Web page code records:
··········
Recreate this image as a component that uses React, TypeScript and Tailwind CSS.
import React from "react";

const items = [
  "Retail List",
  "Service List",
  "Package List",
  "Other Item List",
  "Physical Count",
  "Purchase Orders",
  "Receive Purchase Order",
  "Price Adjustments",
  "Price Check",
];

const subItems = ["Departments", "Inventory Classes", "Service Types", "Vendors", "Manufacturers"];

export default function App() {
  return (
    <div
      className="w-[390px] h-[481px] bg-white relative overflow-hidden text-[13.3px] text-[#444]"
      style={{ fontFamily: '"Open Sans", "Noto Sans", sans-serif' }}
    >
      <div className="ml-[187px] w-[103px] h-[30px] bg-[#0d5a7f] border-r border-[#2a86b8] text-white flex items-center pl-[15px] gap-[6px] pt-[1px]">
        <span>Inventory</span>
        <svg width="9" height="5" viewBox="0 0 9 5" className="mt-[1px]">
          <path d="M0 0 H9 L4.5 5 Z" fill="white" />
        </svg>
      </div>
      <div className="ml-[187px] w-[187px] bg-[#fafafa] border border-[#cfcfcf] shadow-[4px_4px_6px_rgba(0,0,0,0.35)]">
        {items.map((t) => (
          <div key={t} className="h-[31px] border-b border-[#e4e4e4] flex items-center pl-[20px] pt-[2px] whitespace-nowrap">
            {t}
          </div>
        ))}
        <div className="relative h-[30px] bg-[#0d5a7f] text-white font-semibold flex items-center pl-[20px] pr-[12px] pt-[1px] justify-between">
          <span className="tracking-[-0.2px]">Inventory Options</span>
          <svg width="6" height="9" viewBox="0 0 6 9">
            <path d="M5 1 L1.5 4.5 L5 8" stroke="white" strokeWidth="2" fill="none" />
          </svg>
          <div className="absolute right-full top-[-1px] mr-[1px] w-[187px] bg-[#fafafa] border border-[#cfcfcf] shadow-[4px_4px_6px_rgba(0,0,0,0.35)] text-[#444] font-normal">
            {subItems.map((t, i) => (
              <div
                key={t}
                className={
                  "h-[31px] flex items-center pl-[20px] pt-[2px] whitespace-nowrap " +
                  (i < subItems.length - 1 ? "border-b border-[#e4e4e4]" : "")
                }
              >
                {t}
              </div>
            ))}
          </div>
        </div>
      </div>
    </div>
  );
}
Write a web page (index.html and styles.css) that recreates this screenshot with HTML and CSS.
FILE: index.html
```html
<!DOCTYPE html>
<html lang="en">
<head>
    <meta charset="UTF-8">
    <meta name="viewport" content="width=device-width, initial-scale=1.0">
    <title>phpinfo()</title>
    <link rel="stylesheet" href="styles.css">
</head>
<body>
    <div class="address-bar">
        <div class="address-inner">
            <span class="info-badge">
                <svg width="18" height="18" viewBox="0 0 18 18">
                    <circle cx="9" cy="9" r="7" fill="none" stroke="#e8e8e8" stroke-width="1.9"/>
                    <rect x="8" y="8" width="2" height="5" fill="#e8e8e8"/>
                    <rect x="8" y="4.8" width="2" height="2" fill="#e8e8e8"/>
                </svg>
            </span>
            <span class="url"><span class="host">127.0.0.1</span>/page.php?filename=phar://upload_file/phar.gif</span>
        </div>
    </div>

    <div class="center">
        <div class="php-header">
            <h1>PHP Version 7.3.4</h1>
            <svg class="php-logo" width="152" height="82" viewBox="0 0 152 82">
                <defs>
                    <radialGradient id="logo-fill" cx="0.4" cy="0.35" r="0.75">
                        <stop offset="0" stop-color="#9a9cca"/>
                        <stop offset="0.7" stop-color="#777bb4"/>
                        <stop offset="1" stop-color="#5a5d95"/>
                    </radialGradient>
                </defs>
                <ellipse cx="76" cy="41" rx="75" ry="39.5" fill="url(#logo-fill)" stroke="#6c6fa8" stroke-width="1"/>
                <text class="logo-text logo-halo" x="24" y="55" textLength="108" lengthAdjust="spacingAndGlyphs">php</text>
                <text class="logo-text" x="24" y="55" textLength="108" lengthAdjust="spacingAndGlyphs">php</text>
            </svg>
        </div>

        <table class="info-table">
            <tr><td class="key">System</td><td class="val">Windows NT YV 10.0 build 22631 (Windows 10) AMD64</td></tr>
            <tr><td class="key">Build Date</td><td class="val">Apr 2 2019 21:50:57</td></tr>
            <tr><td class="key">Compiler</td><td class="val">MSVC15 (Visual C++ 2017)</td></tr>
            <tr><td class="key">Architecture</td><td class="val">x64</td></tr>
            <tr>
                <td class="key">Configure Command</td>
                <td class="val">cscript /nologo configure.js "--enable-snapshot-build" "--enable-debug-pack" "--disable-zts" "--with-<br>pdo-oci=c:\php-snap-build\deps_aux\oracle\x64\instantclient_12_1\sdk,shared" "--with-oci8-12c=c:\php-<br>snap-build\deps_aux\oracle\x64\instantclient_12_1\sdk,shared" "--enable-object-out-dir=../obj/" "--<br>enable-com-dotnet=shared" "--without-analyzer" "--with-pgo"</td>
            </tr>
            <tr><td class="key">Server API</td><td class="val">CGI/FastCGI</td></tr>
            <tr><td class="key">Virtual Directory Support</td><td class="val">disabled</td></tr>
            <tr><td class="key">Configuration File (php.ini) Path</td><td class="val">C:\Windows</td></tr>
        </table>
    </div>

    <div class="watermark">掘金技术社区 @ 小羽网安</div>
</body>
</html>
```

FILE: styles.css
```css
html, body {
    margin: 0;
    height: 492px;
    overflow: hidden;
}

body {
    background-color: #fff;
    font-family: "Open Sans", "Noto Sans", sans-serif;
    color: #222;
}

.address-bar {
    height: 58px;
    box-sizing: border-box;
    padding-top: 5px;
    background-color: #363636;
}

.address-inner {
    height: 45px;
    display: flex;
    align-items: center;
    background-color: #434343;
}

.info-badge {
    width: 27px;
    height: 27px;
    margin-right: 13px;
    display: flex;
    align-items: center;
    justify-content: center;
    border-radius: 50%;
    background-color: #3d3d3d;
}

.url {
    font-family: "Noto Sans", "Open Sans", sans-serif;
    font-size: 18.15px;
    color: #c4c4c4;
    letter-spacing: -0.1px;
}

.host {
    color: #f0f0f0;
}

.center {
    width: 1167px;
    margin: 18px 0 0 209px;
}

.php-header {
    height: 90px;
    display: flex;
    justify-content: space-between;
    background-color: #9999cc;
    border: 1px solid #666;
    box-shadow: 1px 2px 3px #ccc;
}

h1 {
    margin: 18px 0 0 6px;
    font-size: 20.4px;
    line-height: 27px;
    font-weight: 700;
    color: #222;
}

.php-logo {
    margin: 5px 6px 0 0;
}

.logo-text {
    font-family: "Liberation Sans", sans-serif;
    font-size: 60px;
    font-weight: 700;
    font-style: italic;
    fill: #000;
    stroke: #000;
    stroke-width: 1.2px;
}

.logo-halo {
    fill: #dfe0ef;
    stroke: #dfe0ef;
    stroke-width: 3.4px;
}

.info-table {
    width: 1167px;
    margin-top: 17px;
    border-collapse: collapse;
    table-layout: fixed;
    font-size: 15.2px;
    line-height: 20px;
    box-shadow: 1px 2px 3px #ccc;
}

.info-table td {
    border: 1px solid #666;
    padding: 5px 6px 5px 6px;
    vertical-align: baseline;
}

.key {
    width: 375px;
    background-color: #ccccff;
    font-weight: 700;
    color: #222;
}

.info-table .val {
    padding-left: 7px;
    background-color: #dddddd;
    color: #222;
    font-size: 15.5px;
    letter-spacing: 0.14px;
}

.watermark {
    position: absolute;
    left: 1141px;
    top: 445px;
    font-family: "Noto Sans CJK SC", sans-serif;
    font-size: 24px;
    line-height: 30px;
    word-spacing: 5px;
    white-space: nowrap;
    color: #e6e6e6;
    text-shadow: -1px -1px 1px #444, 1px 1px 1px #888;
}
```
··········
Work required:
Could you transcribe the records in full, exactly?

The solution:
Recreate this image as a component that uses React, TypeScript and Tailwind CSS.
import React from "react";

const items = [
  "Retail List",
  "Service List",
  "Package List",
  "Other Item List",
  "Physical Count",
  "Purchase Orders",
  "Receive Purchase Order",
  "Price Adjustments",
  "Price Check",
];

const subItems = ["Departments", "Inventory Classes", "Service Types", "Vendors", "Manufacturers"];

export default function App() {
  return (
    <div
      className="w-[390px] h-[481px] bg-white relative overflow-hidden text-[13.3px] text-[#444]"
      style={{ fontFamily: '"Open Sans", "Noto Sans", sans-serif' }}
    >
      <div className="ml-[187px] w-[103px] h-[30px] bg-[#0d5a7f] border-r border-[#2a86b8] text-white flex items-center pl-[15px] gap-[6px] pt-[1px]">
        <span>Inventory</span>
        <svg width="9" height="5" viewBox="0 0 9 5" className="mt-[1px]">
          <path d="M0 0 H9 L4.5 5 Z" fill="white" />
        </svg>
      </div>
      <div className="ml-[187px] w-[187px] bg-[#fafafa] border border-[#cfcfcf] shadow-[4px_4px_6px_rgba(0,0,0,0.35)]">
        {items.map((t) => (
          <div key={t} className="h-[31px] border-b border-[#e4e4e4] flex items-center pl-[20px] pt-[2px] whitespace-nowrap">
            {t}
          </div>
        ))}
        <div className="relative h-[30px] bg-[#0d5a7f] text-white font-semibold flex items-center pl-[20px] pr-[12px] pt-[1px] justify-between">
          <span className="tracking-[-0.2px]">Inventory Options</span>
          <svg width="6" height="9" viewBox="0 0 6 9">
            <path d="M5 1 L1.5 4.5 L5 8" stroke="white" strokeWidth="2" fill="none" />
          </svg>
          <div className="absolute right-full top-[-1px] mr-[1px] w-[187px] bg-[#fafafa] border border-[#cfcfcf] shadow-[4px_4px_6px_rgba(0,0,0,0.35)] text-[#444] font-normal">
            {subItems.map((t, i) => (
              <div
                key={t}
                className={
                  "h-[31px] flex items-center pl-[20px] pt-[2px] whitespace-nowrap " +
                  (i < subItems.length - 1 ? "border-b border-[#e4e4e4]" : "")
                }
              >
                {t}
              </div>
            ))}
          </div>
        </div>
      </div>
    </div>
  );
}
Write a web page (index.html and styles.css) that recreates this screenshot with HTML and CSS.
FILE: index.html
```html
<!DOCTYPE html>
<html lang="en">
<head>
    <meta charset="UTF-8">
    <meta name="viewport" content="width=device-width, initial-scale=1.0">
    <title>phpinfo()</title>
    <link rel="stylesheet" href="styles.css">
</head>
<body>
    <div class="address-bar">
        <div class="address-inner">
            <span class="info-badge">
                <svg width="18" height="18" viewBox="0 0 18 18">
                    <circle cx="9" cy="9" r="7" fill="none" stroke="#e8e8e8" stroke-width="1.9"/>
                    <rect x="8" y="8" width="2" height="5" fill="#e8e8e8"/>
                    <rect x="8" y="4.8" width="2" height="2" fill="#e8e8e8"/>
                </svg>
            </span>
            <span class="url"><span class="host">127.0.0.1</span>/page.php?filename=phar://upload_file/phar.gif</span>
        </div>
    </div>

    <div class="center">
        <div class="php-header">
            <h1>PHP Version 7.3.4</h1>
            <svg class="php-logo" width="152" height="82" viewBox="0 0 152 82">
                <defs>
                    <radialGradient id="logo-fill" cx="0.4" cy="0.35" r="0.75">
                        <stop offset="0" stop-color="#9a9cca"/>
                        <stop offset="0.7" stop-color="#777bb4"/>
                        <stop offset="1" stop-color="#5a5d95"/>
                    </radialGradient>
                </defs>
                <ellipse cx="76" cy="41" rx="75" ry="39.5" fill="url(#logo-fill)" stroke="#6c6fa8" stroke-width="1"/>
                <text class="logo-text logo-halo" x="24" y="55" textLength="108" lengthAdjust="spacingAndGlyphs">php</text>
                <text class="logo-text" x="24" y="55" textLength="108" lengthAdjust="spacingAndGlyphs">php</text>
            </svg>
        </div>

        <table class="info-table">
            <tr><td class="key">System</td><td class="val">Windows NT YV 10.0 build 22631 (Windows 10) AMD64</td></tr>
            <tr><td class="key">Build Date</td><td class="val">Apr 2 2019 21:50:57</td></tr>
            <tr><td class="key">Compiler</td><td class="val">MSVC15 (Visual C++ 2017)</td></tr>
            <tr><td class="key">Architecture</td><td class="val">x64</td></tr>
            <tr>
                <td class="key">Configure Command</td>
                <td class="val">cscript /nologo configure.js "--enable-snapshot-build" "--enable-debug-pack" "--disable-zts" "--with-<br>pdo-oci=c:\php-snap-build\deps_aux\oracle\x64\instantclient_12_1\sdk,shared" "--with-oci8-12c=c:\php-<br>snap-build\deps_aux\oracle\x64\instantclient_12_1\sdk,shared" "--enable-object-out-dir=../obj/" "--<br>enable-com-dotnet=shared" "--without-analyzer" "--with-pgo"</td>
            </tr>
            <tr><td class="key">Server API</td><td class="val">CGI/FastCGI</td></tr>
            <tr><td class="key">Virtual Directory Support</td><td class="val">disabled</td></tr>
            <tr><td class="key">Configuration File (php.ini) Path</td><td class="val">C:\Windows</td></tr>
        </table>
    </div>

    <div class="watermark">掘金技术社区 @ 小羽网安</div>
</body>
</html>
```

FILE: styles.css
```css
html, body {
    margin: 0;
    height: 492px;
    overflow: hidden;
}

body {
    background-color: #fff;
    font-family: "Open Sans", "Noto Sans", sans-serif;
    color: #222;
}

.address-bar {
    height: 58px;
    box-sizing: border-box;
    padding-top: 5px;
    background-color: #363636;
}

.address-inner {
    height: 45px;
    display: flex;
    align-items: center;
    background-color: #434343;
}

.info-badge {
    width: 27px;
    height: 27px;
    margin-right: 13px;
    display: flex;
    align-items: center;
    justify-content: center;
    border-radius: 50%;
    background-color: #3d3d3d;
}

.url {
    font-family: "Noto Sans", "Open Sans", sans-serif;
    font-size: 18.15px;
    color: #c4c4c4;
    letter-spacing: -0.1px;
}

.host {
    color: #f0f0f0;
}

.center {
    width: 1167px;
    margin: 18px 0 0 209px;
}

.php-header {
    height: 90px;
    display: flex;
    justify-content: space-between;
    background-color: #9999cc;
    border: 1px solid #666;
    box-shadow: 1px 2px 3px #ccc;
}

h1 {
    margin: 18px 0 0 6px;
    font-size: 20.4px;
    line-height: 27px;
    font-weight: 700;
    color: #222;
}

.php-logo {
    margin: 5px 6px 0 0;
}

.logo-text {
    font-family: "Liberation Sans", sans-serif;
    font-size: 60px;
    font-weight: 700;
    font-style: italic;
    fill: #000;
    stroke: #000;
    stroke-width: 1.2px;
}

.logo-halo {
    fill: #dfe0ef;
    stroke: #dfe0ef;
    stroke-width: 3.4px;
}

.info-table {
    width: 1167px;
    margin-top: 17px;
    border-collapse: collapse;
    table-layout: fixed;
    font-size: 15.2px;
    line-height: 20px;
    box-shadow: 1px 2px 3px #ccc;
}

.info-table td {
    border: 1px solid #666;
    padding: 5px 6px 5px 6px;
    vertical-align: baseline;
}

.key {
    width: 375px;
    background-color: #ccccff;
    font-weight: 700;
    color: #222;
}

.info-table .val {
    padding-left: 7px;
    background-color: #dddddd;
    color: #222;
    font-size: 15.5px;
    letter-spacing: 0.14px;
}

.watermark {
    position: absolute;
    left: 1141px;
    top: 445px;
    font-family: "Noto Sans CJK SC", sans-serif;
    font-size: 24px;
    line-height: 30px;
    word-spacing: 5px;
    white-space: nowrap;
    color: #e6e6e6;
    text-shadow: -1px -1px 1px #444, 1px 1px 1px #888;
}
```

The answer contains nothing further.